Aujourd’hui on travaille principalement dans l’hémisphère sud de la planète. Là où il y a beaucoup de soleil, la mer, mais pas d’eau douce. Il s’agit surtout des zones côtières. Sur le continent africain, on intervient en Somalie, au Kenya, au Mozambique, en Afrique-du-Sud, en Namibie, au Sénégal, en Mauritanie au Maroc et au Cap Vert. En Asie, nous avons installé des machines sur des petites îles indonésiennes, à Rodrigues et Maurice en Océan Indien, et puis dans le Pacifique à Bora Bora. Depuis peu nous avons aussi installé l’Osmosun sur une zone côtière en Australie et des projets sont en cours du côté des Caraïbes.
Qui sont vos clients : des particuliers, des Etats ?
Nos installations sont coûteuses et peuvent alimenter un réseau d’eau d’une petite ville ou un château d’eau.
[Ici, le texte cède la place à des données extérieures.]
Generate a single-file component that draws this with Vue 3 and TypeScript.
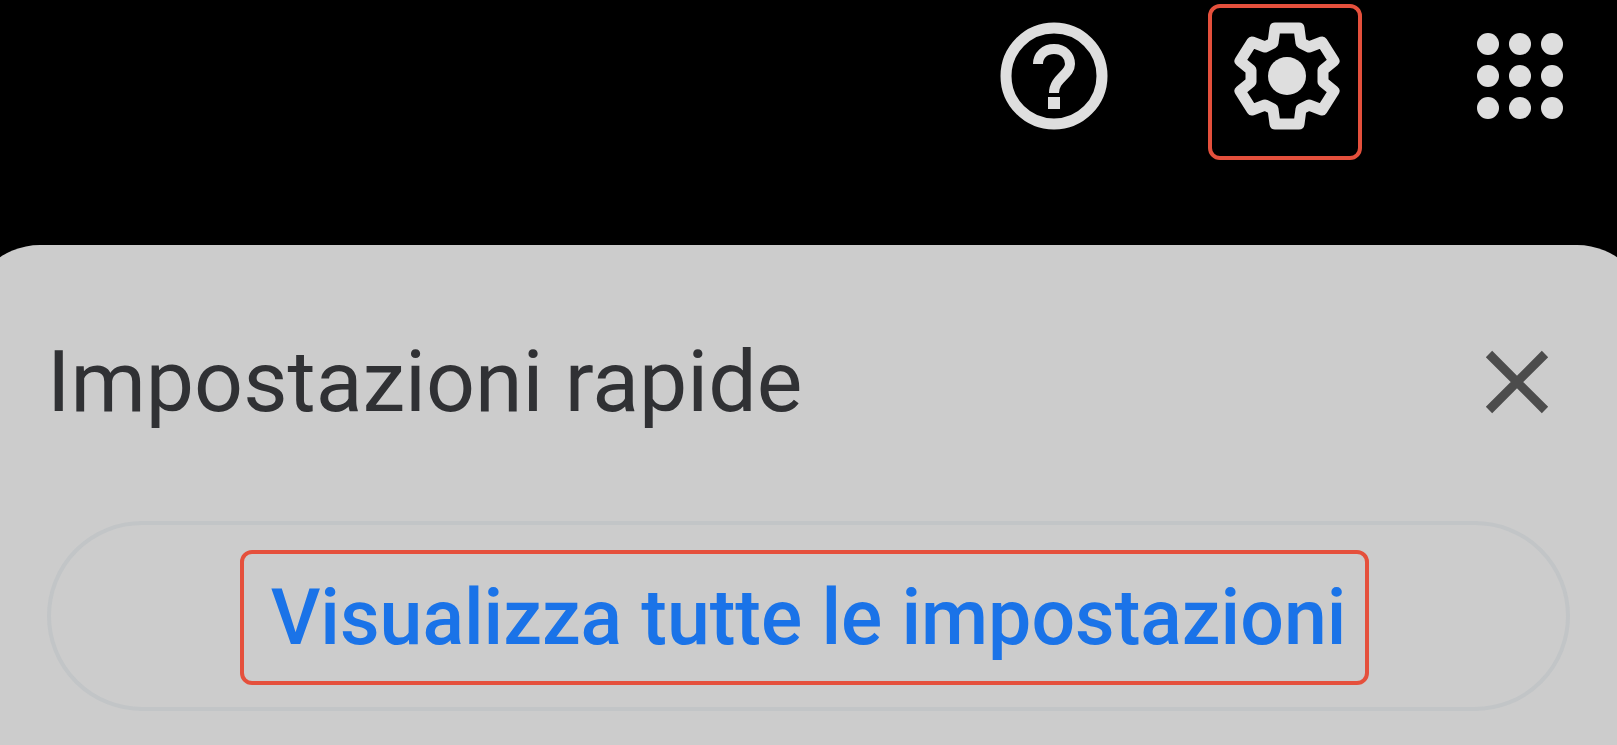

Nos clients sont donc des collectivités : des villages, des petites villes ou des États. Malheureusement, lorsqu’il n’y a pas d’énergie, qu’il y a du soleil et la mer, c’est que nous ne sommes pas dans un pays riche. Or le coût des machines va de 15 000 euros pour les plus petites installations à 2 millions d’euros pour les plus conséquentes. Donc ces collectivités font des démarches de co-financements pour pouvoir accueillir cette installation. A ce jour, on a aussi équipé un hôtel à Rodrigues. Ce type d’établissement est très consommateur d’eau. Il y a un déséquilibre entre les populations locales et le mode de vie des vacanciers. Les hôteliers sont donc intéressés par un système qui les rend indépendants du réseau de l’île et qui permet de laisser l’eau du réseau aux habitants.
D’autres machines ou usines sont aussi capables de dessaler les eaux, mais celles-ci consomment des énergies très polluantes et représentent une facture annuelle de 25 milliards de dollars par an. Quelle est votre situation face à de grands groupes utilisant ces moyens ?
Il y a des lobbys, c’est sûr. Ces grands groupes ont une autre approche du type “on met des machines, un groupe électrogène et on met du pétrole dedans !” C’est un modèle économique qui fonctionne bien-sûr, mais on ne peut plus continuer à brûler du pétrole. Avec ces systèmes, il faut par exemple 1.5 litre de pétrole et 3 kg de CO2 pour produire 1 m3 d’eau douce. C’est colossal. Il faut trouver des solutions, et l’énergie solaire en est une. On sait bien que compte tenu du réchauffement climatique, mais surtout de l’augmentation de la population, ces modèles ne sont plus viables.
Il y a une sorte de concurrence avec votre système et ces grandes usines ?
Non pas pour autant ! On n’est pas sur le même secteur. Ils travaillent sur des méga systèmes de 10 000 mètres cubes d’eau traités par jour au minimum. Nous on est sur des petits systèmes de 1 à 5 000 mètres cubes. Mais ils ont besoin de redorer leur image, alors ils cherchent des solutions pour aller eux-aussi vers le solaire qui devient très important dans le domaine des énergies ! On ne le voit pas encore chez nous en France, mais 60% des investissements dans le monde de l’énergie se fait dans le solaire. C’est considérable !
Vos installations sont mises en place dans des pays ou des villages défavorisés mais selon vous, serait-ce les seules zones à avoir besoin de cette technologie dans les années à venir ?
A échéance 2030, 47% de la population mondiale sera en situation de stress hydrique. Soit 3.9 milliards de personnes. La situation va évoluer, malheureusement, c’est évident. Mais nous avons remarqué que les niveaux de consommation d’eau sont tout de même très différents en fonction des pays, donc c’est à nuancer. En France, on consomme en moyenne 200 litres d’eau par jour et par personne. Aux Etats-Unis, c’est 400 litres. Mais dans un pays comme le Mozambique par exemple, une personne ne consomme que 10 litres d’eau par jour ! Dans cette situation, cette consommation est trop faible, et le niveau d’hygiène l’est aussi. Ce que nos techniciens et ingénieurs sur place ont pu constater, c’est que dès lors où l’Osmosun est fonctionnel, les habitants viennent se servir et ils augmentent rapidement leur consommation. Cela impact leur santé et c’est un vrai progrès social.